Of course, the answer is that if the feds HAD detained an Israeli embassy employee there would have been hell to pay. Aipac would have had a conniption fit. American Jews would be in a tizzy and Israel would be as well. It would have roiled relations for months if not years. One assumes that our government believes it gains as much in national security matters from its relations with Israel as it lost in this spy scandal. Therefore, it didn’t want to go as far as it might have for fear of losing those benefits.
The article quotes Steve Aftergood, an anti-nuclear activist I’ve admired since we both worked for small non-profits in Los Angeles in the 1980s, as questioning the prosecution:
“If receiving and passing on national defense information is a crime, we’re going to have to build a lot more jails,” said Steven Aftergood, who runs the Project on Government Secrecy at the liberal Federation of American Scientists. “To make a crime of the kind of conversations Rosen and Weissman had with Franklin over lunch would not be surprising in the People’s Republic of China.
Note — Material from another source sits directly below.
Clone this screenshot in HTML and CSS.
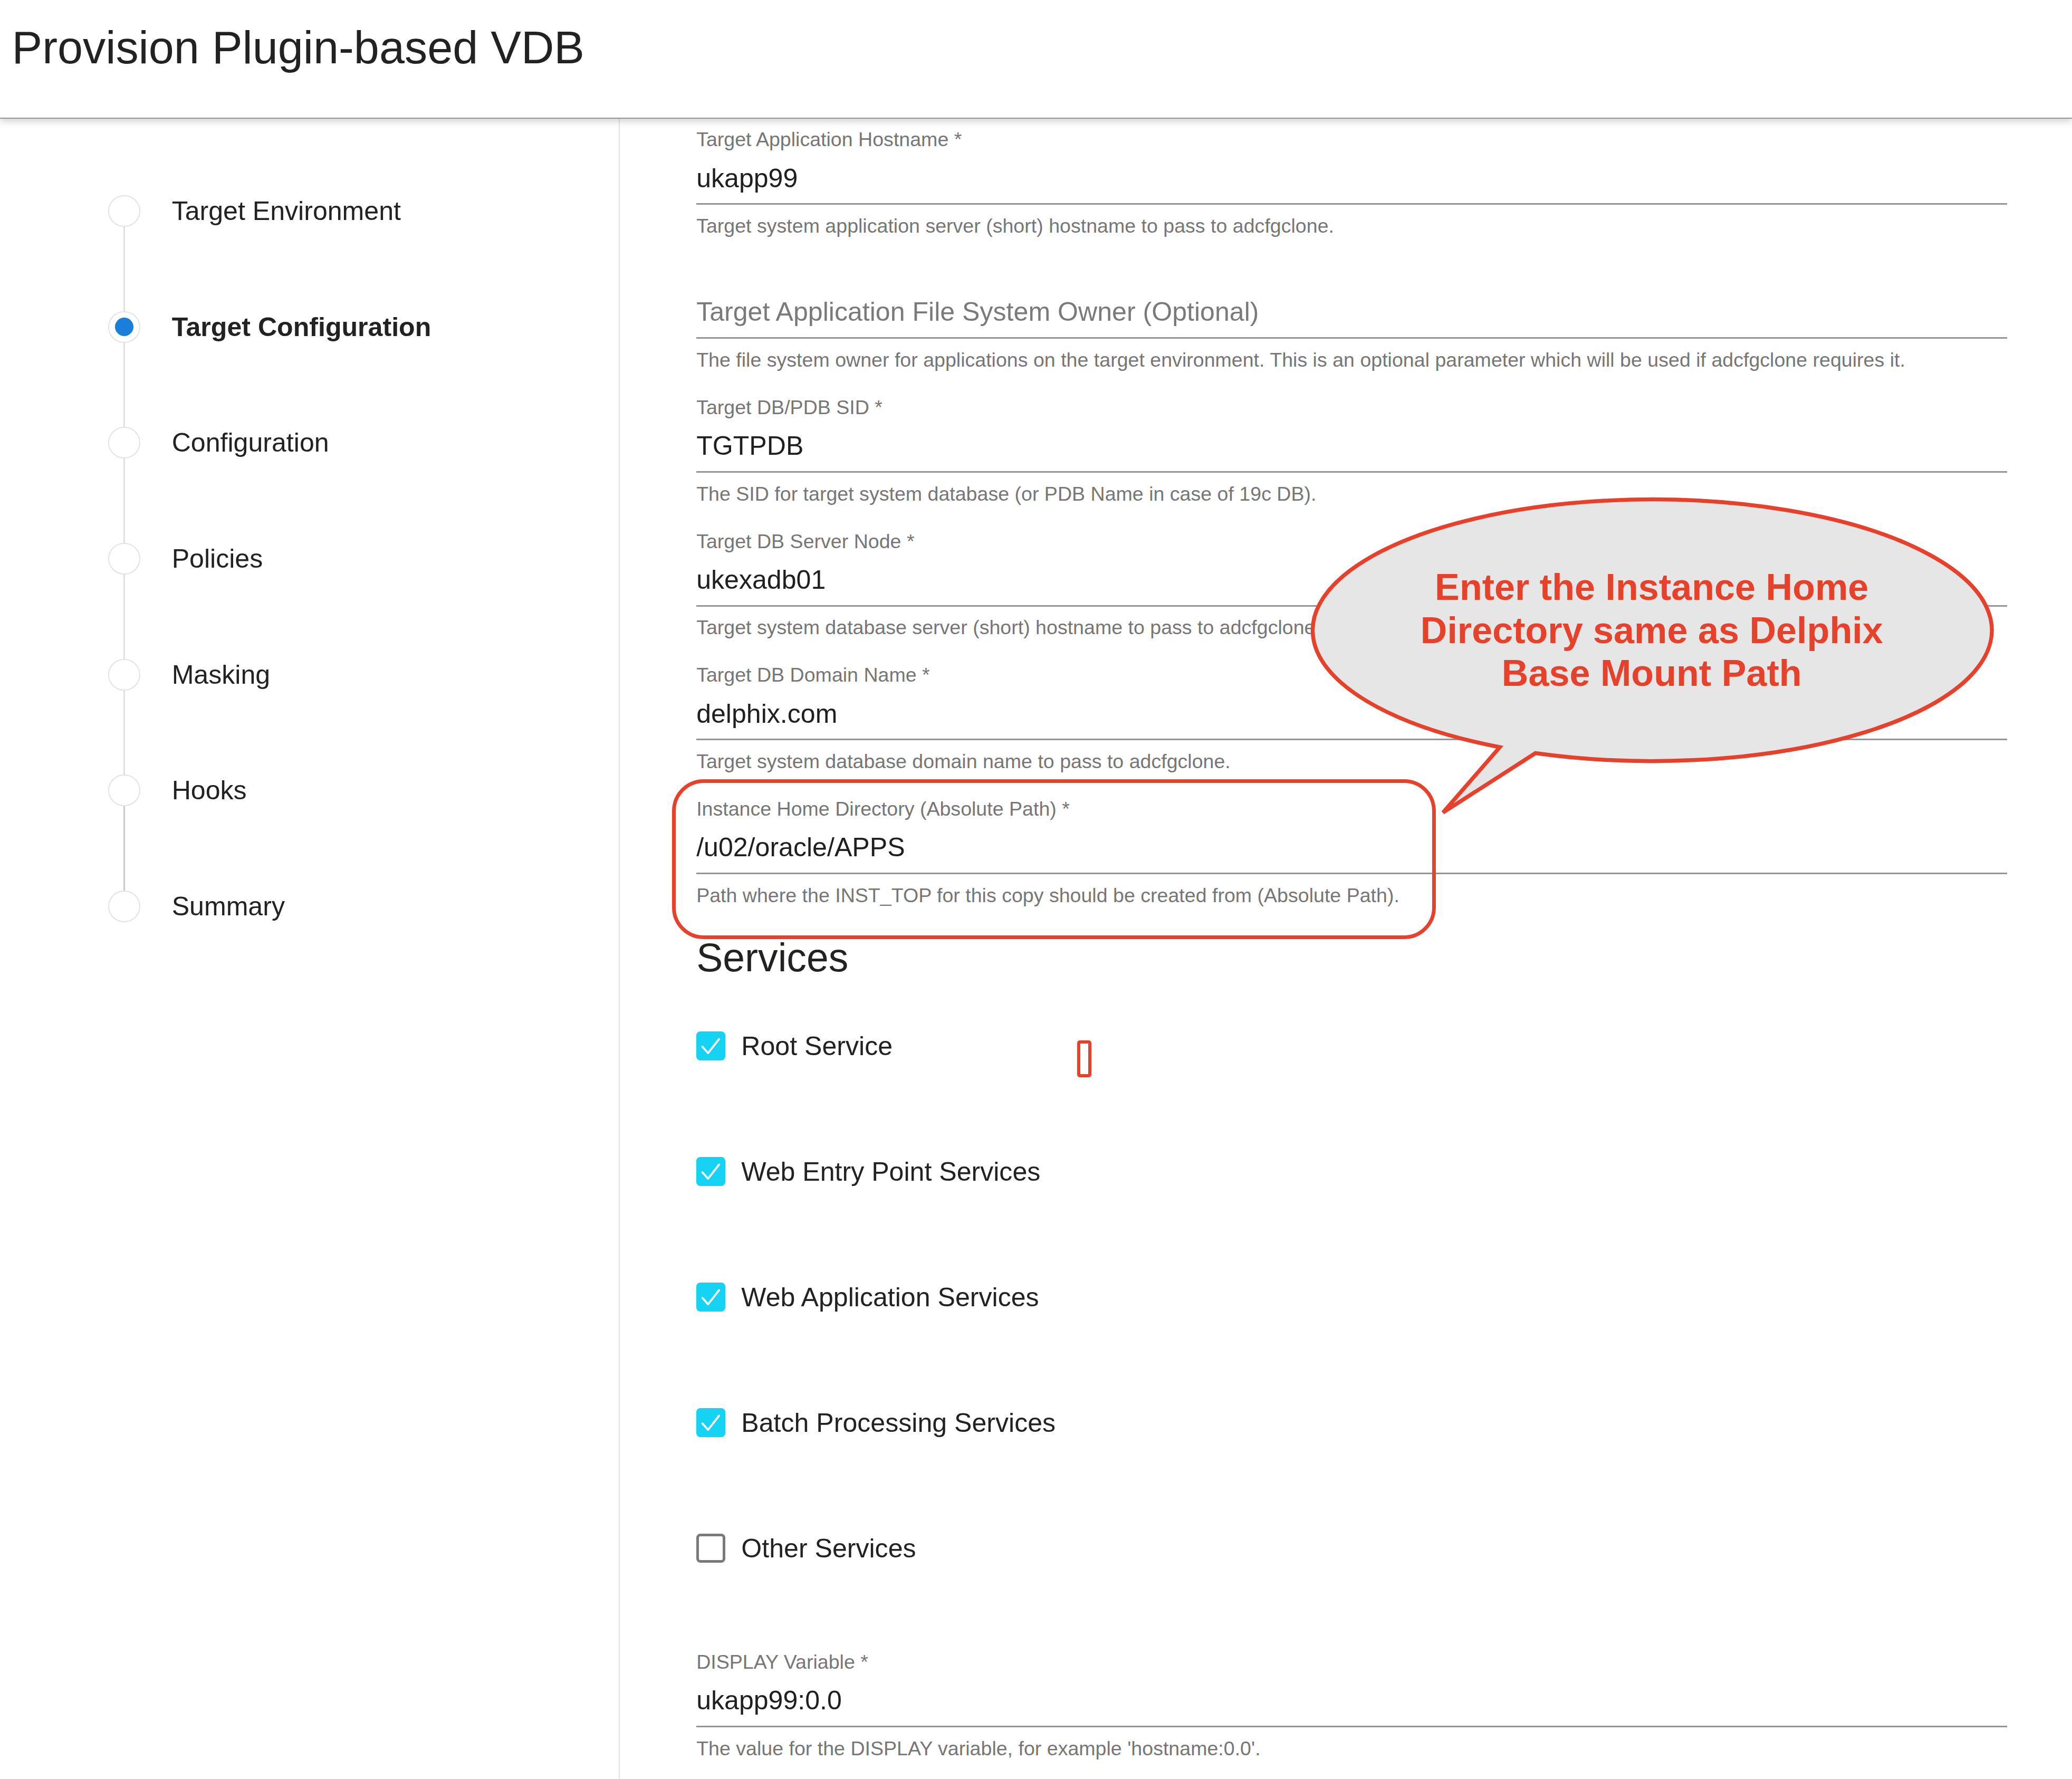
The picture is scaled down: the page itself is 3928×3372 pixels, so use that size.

But it’s utterly foreign to the American political system.”
I understand that for Steve, in his line of work, contact with government officials that involves dissemination of information is vital. And I can also understand why he sees this case as a potential threat to the exchange of ideas between government and the public interest sector. But I’d implore Steve and others who question this case to remember that we’re talking about more than this. We’re talking about Aipac staff who are charged with passing this information on to a foreign nation. That should make all the difference. Do you want to allow Aipac to collude with Israel in order to secure U.S. government documents?